A "GT" sports version was based on the AT210 model. The engine was shared with the top-of-the-line AE111 Corolla Levin and Toyota Sprinter Trueno (a high-revving 4A-GE producing 165 PS and red-lining at 8000 rpm, known as the "black top"). The GT spec came with an optional manual transmission found in the AE101-AE111 Corolla Levin/Trueno of that period, which was a 5-speed manual transmission (C56-transmission series). In 1997, a Limited model equipped with few extra features was introduced, known as the "GT PIERNA". This was the only Carina GT version to be offered in black.
August 1998 brought minor changes in design. The headlamps and tail lights were given a makeover for a refreshing look and feel. Slight alterations were also made to the bumpers. The 2000 cc diesel engine of the Ti model was increased to 2200 cc.
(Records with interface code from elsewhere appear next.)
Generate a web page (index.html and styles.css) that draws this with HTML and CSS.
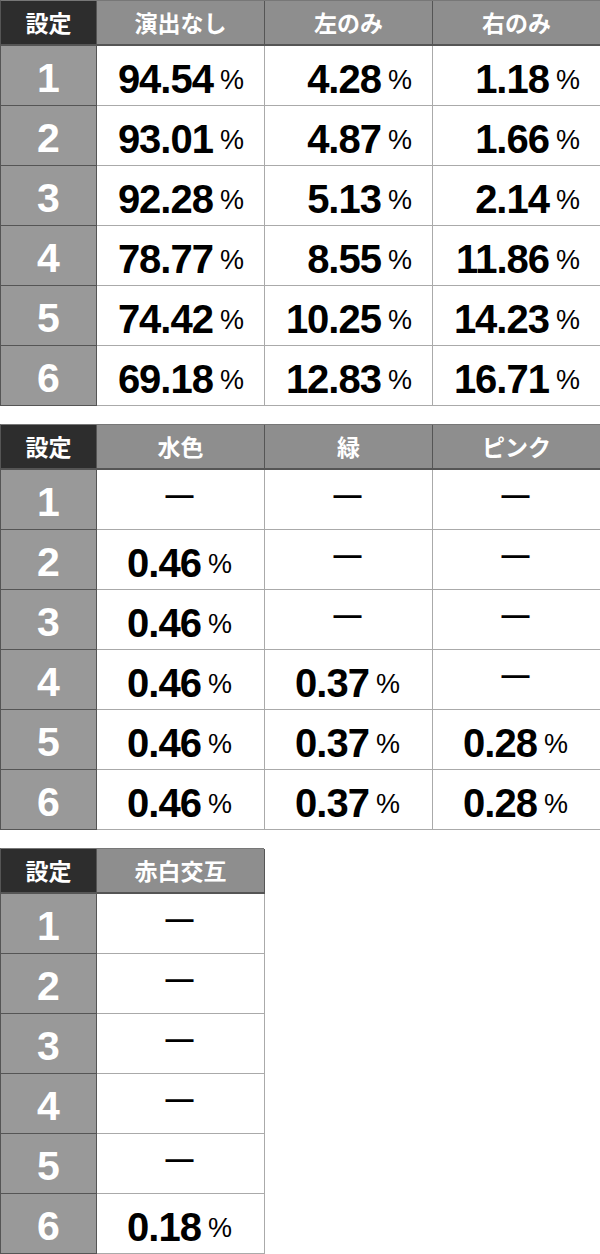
FILE: index.html
```html
<!DOCTYPE html>
<html lang="ja">
<head>
<meta charset="utf-8">
<link rel="stylesheet" href="styles.css">
</head>
<body>
<div class="tbl t4 right">
  <div class="hd hd-dark">設定</div><div class="hd">演出なし</div><div class="hd">左のみ</div><div class="hd">右のみ</div>
  <div class="lb">1</div><div class="v">94.54<span class="p">%</span></div><div class="v">4.28<span class="p">%</span></div><div class="v">1.18<span class="p">%</span></div>
  <div class="lb">2</div><div class="v">93.01<span class="p">%</span></div><div class="v">4.87<span class="p">%</span></div><div class="v">1.66<span class="p">%</span></div>
  <div class="lb">3</div><div class="v">92.28<span class="p">%</span></div><div class="v">5.13<span class="p">%</span></div><div class="v">2.14<span class="p">%</span></div>
  <div class="lb">4</div><div class="v">78.77<span class="p">%</span></div><div class="v">8.55<span class="p">%</span></div><div class="v">11.86<span class="p">%</span></div>
  <div class="lb">5</div><div class="v">74.42<span class="p">%</span></div><div class="v">10.25<span class="p">%</span></div><div class="v">14.23<span class="p">%</span></div>
  <div class="lb">6</div><div class="v">69.18<span class="p">%</span></div><div class="v">12.83<span class="p">%</span></div><div class="v">16.71<span class="p">%</span></div>
</div>
<div class="tbl t4 center">
  <div class="hd hd-dark">設定</div><div class="hd">水色</div><div class="hd">緑</div><div class="hd">ピンク</div>
  <div class="lb">1</div><div class="v"><span class="dash">—</span></div><div class="v"><span class="dash">—</span></div><div class="v"><span class="dash">—</span></div>
  <div class="lb">2</div><div class="v">0.46<span class="p">%</span></div><div class="v"><span class="dash">—</span></div><div class="v"><span class="dash">—</span></div>
  <div class="lb">3</div><div class="v">0.46<span class="p">%</span></div><div class="v"><span class="dash">—</span></div><div class="v"><span class="dash">—</span></div>
  <div class="lb">4</div><div class="v">0.46<span class="p">%</span></div><div class="v">0.37<span class="p">%</span></div><div class="v"><span class="dash">—</span></div>
  <div class="lb">5</div><div class="v">0.46<span class="p">%</span></div><div class="v">0.37<span class="p">%</span></div><div class="v">0.28<span class="p">%</span></div>
  <div class="lb">6</div><div class="v">0.46<span class="p">%</span></div><div class="v">0.37<span class="p">%</span></div><div class="v">0.28<span class="p">%</span></div>
</div>
<div class="tbl t2 center">
  <div class="hd hd-dark">設定</div><div class="hd">赤白交互</div>
  <div class="lb">1</div><div class="v"><span class="dash">—</span></div>
  <div class="lb">2</div><div class="v"><span class="dash">—</span></div>
  <div class="lb">3</div><div class="v"><span class="dash">—</span></div>
  <div class="lb">4</div><div class="v"><span class="dash">—</span></div>
  <div class="lb">5</div><div class="v"><span class="dash">—</span></div>
  <div class="lb">6</div><div class="v">0.18<span class="p">%</span></div>
</div>
</body>
</html>
```
FILE: styles.css
```css
* { box-sizing: border-box; }
html, body { margin: 0; padding: 0; background: #fff; }
body { width: 600px; font-family: "Liberation Sans", Arial, "Noto Sans CJK JP", sans-serif; }

.tbl {
  display: grid;
  grid-template-rows: 45px repeat(6, 60px);
  margin-bottom: 18px;
  border-top: 1px solid #777;
  border-left: 1px solid #555;
}
.tbl:last-child { margin-bottom: 0; }
.t4 { grid-template-columns: 96px repeat(3, 168px); width: 600px; }
.t2 { grid-template-columns: 96px 168px; width: 264px; }

.hd {
  background: #8e8e8e;
  color: #fff;
  font-family: "Noto Sans CJK JP", sans-serif;
  font-weight: 700;
  font-size: 23px;
  display: flex;
  align-items: center;
  justify-content: center;
  border-right: 1px solid #555;
  border-bottom: 2px solid #555;
  line-height: 1;
}
.hd-dark { background: #2d2d2d; }

.lb {
  background: #999;
  color: #fff;
  font-weight: 700;
  font-size: 41px;
  display: flex;
  align-items: center;
  justify-content: center;
  padding-top: 6px;
  border-right: 1px solid #555;
  border-bottom: 1px solid #555;
  line-height: 1;
}

.v {
  background: #fff;
  color: #000;
  font-weight: 700;
  font-size: 40px;
  letter-spacing: -1px;
  display: flex;
  align-items: center;
  padding-top: 6px;
  border-right: 1px solid #aaa;
  border-bottom: 1px solid #aaa;
  line-height: 1;
}
.right .v { justify-content: flex-end; padding-right: 20px; }
.center .v { justify-content: center; padding-right: 2px; }

.p {
  font-size: 27px;
  font-weight: 400;
  letter-spacing: 0;
  margin-left: 7px;
  padding-top: 4px;
}

.dash {
  font-size: 28px;
  font-weight: 700;
  letter-spacing: 0;
  margin-top: -16px;
}
```
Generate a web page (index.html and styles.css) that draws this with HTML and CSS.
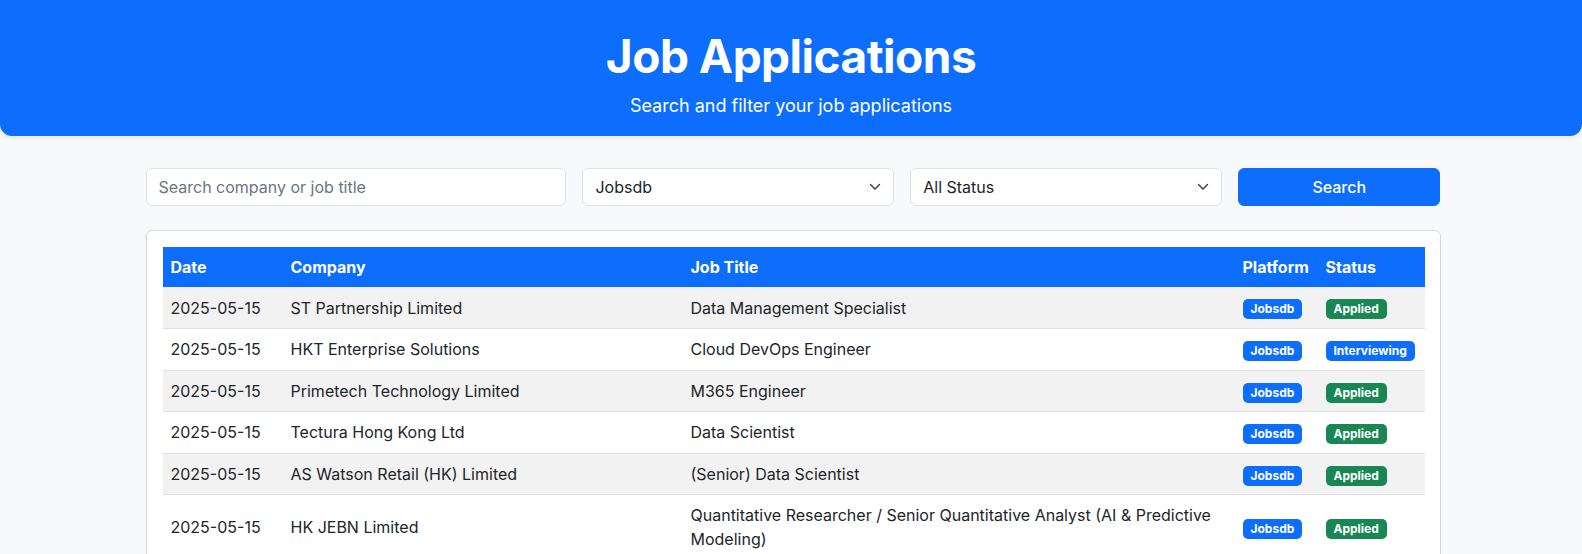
FILE: index.html
```html
<!DOCTYPE html>
<html lang="en">
<head>
<meta charset="utf-8">
<title>Job Applications</title>
<link rel="stylesheet" href="styles.css">
</head>
<body>
<header class="hero">
  <h1 class="hero-title">Job Applications</h1>
  <p class="hero-sub">Search and filter your job applications</p>
</header>
<main class="container">
  <form class="filters">
    <div class="col col-4">
      <input class="field" type="text" placeholder="Search company or job title">
    </div>
    <div class="col col-3">
      <div class="select-wrap">
        <select class="field field-select"><option>Jobsdb</option></select>
        <svg class="chevron" width="12" height="8" viewBox="0 0 12 8"><path d="M1.5 1.5 6 6l4.5-4.5" fill="none" stroke="#343a40" stroke-width="1.4" stroke-linecap="round" stroke-linejoin="round"/></svg>
      </div>
    </div>
    <div class="col col-3">
      <div class="select-wrap">
        <select class="field field-select"><option>All Status</option></select>
        <svg class="chevron" width="12" height="8" viewBox="0 0 12 8"><path d="M1.5 1.5 6 6l4.5-4.5" fill="none" stroke="#343a40" stroke-width="1.4" stroke-linecap="round" stroke-linejoin="round"/></svg>
      </div>
    </div>
    <div class="col col-2">
      <button class="btn" type="button">Search</button>
    </div>
  </form>
  <section class="card">
    <table class="jobs">
      <colgroup>
        <col class="c-date"><col class="c-company"><col class="c-title"><col class="c-platform"><col class="c-status">
      </colgroup>
      <thead>
        <tr><th>Date</th><th>Company</th><th>Job Title</th><th>Platform</th><th>Status</th></tr>
      </thead>
      <tbody>
        <tr><td>2025-05-15</td><td>ST Partnership Limited</td><td>Data Management Specialist</td><td><span class="badge blue">Jobsdb</span></td><td><span class="badge green">Applied</span></td></tr>
        <tr><td>2025-05-15</td><td>HKT Enterprise Solutions</td><td>Cloud DevOps Engineer</td><td><span class="badge blue">Jobsdb</span></td><td><span class="badge blue">Interviewing</span></td></tr>
        <tr><td>2025-05-15</td><td>Primetech Technology Limited</td><td>M365 Engineer</td><td><span class="badge blue">Jobsdb</span></td><td><span class="badge green">Applied</span></td></tr>
        <tr><td>2025-05-15</td><td>Tectura Hong Kong Ltd</td><td>Data Scientist</td><td><span class="badge blue">Jobsdb</span></td><td><span class="badge green">Applied</span></td></tr>
        <tr><td>2025-05-15</td><td>AS Watson Retail (HK) Limited</td><td>(Senior) Data Scientist</td><td><span class="badge blue">Jobsdb</span></td><td><span class="badge green">Applied</span></td></tr>
        <tr><td>2025-05-15</td><td>HK JEBN Limited</td><td>Quantitative Researcher / Senior Quantitative Analyst (AI &amp; Predictive Modeling)</td><td><span class="badge blue">Jobsdb</span></td><td><span class="badge green">Applied</span></td></tr>
      </tbody>
    </table>
  </section>
</main>
</body>
</html>
```

FILE: styles.css
```css
* { box-sizing: border-box; }

html, body {
  margin: 0;
  padding: 0;
}

body {
  background: #f8f9fa;
  color: #212529;
  font-family: Inter, "Noto Sans", "Liberation Sans", sans-serif;
  font-size: 16px;
  line-height: 1.5;
}

.hero {
  background: #0d6efd;
  color: #fff;
  text-align: center;
  padding: 29px 16px 17px;
  border-radius: 0 0 12px 12px;
  box-shadow: 0 2px 6px rgba(0, 0, 0, 0.08);
}

.hero-title {
  margin: 0;
  font-size: 46px;
  font-weight: 700;
  line-height: 1.2;
  letter-spacing: -0.5px;
}

.hero-sub {
  margin: 7.5px 0 0;
  font-size: 18px;
  line-height: 1.5;
}

.container {
  max-width: 1299px;
  margin: 0 auto;
  padding: 32.5px 0 0 4px;
}

.filters {
  display: flex;
  margin: 0 -8px 24px;
}

.col { padding: 0 8px; }
.col-4 { width: 33.3333%; }
.col-3 { width: 25%; }
.col-2 { width: 16.6667%; }

.field {
  display: block;
  width: 100%;
  height: 38px;
  padding: 6px 12px;
  font: inherit;
  font-size: 16px;
  line-height: 24px;
  color: #212529;
  background: #fff;
  border: 1px solid #dee2e6;
  border-radius: 6px;
  outline: none;
}

.field::placeholder { color: #6c757d; }

.select-wrap { position: relative; }

.field-select {
  appearance: none;
  -webkit-appearance: none;
  padding-right: 36px;
}

.chevron {
  position: absolute;
  right: 13px;
  top: 15px;
  pointer-events: none;
}

.btn {
  display: block;
  width: 100%;
  height: 38px;
  font: inherit;
  font-size: 16px;
  font-weight: 500;
  color: #fff;
  background: #0d6efd;
  border: 1px solid #0d6efd;
  border-radius: 6px;
}

.card {
  background: #fff;
  border: 1px solid #d7dadd;
  border-radius: 6px;
  padding: 16px;
  box-shadow: 0 1px 2px rgba(0, 0, 0, 0.05);
}

.jobs {
  width: 100%;
  border-collapse: collapse;
  table-layout: fixed;
}

.c-date { width: 120px; }
.c-company { width: 400px; }
.c-title { width: 552px; }
.c-platform { width: 83px; }
.c-status { width: 107px; }

.jobs th {
  background: #0d6efd;
  color: #fff;
  font-weight: 700;
  text-align: left;
  padding: 8px;
  height: 40px;
}

.jobs td {
  padding: 8px;
  vertical-align: middle;
  border-bottom: 1px solid #dee2e6;
  height: 41.5px;
}

.jobs tbody tr:nth-child(odd) td { background: #f2f2f2; }

.badge {
  display: inline-block;
  padding: 4px 8px;
  font-size: 12px;
  font-weight: 700;
  line-height: 12px;
  color: #fff;
  border-radius: 5px;
  white-space: nowrap;
  vertical-align: middle;
}

.badge.blue { background: #0d6efd; }
.badge.green { background: #198754; }
```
The GT model was distinguished by the front grille where, instead of the "CARINA" emblem in the middle, the letters "GT" were placed in red, black, and nickel. In addition, the GT was equipped with the same 6-speed short-shifter manual transmission as the Corolla Levin/Trueno C160-series which came with a limited-slip differential (LSD). The diameter of the disc brake was increased and the wheel diameter was increased to 15 inches. Tyre size for the stock GT was 195/55 R15. Along with a front strut bar, reinforcements to the rear part of the vehicle were added to bind the left and right rear sash to a support and the rear back head. These came stock and were aimed to improve overall stiffness and handling of the vehicle. The GT version came with a stylish stock front bumper body kit, side skirts and rear bumper spoilers and an optional large rear spoiler. A darker sporty fabric was used for the upholstery to match the sporty and aggressive appeal of the vehicle.
In December 2001, Carina production ended after 31 years.
In 1984 in Europe, the Corona was rebadged as the "Carina II". This continued with the new model introduced in 1988 and, subsequently, the "Carina E" introduced in 1992 which was also a Corona. The so-called "Avensis" replaced the European Carina range in 1997.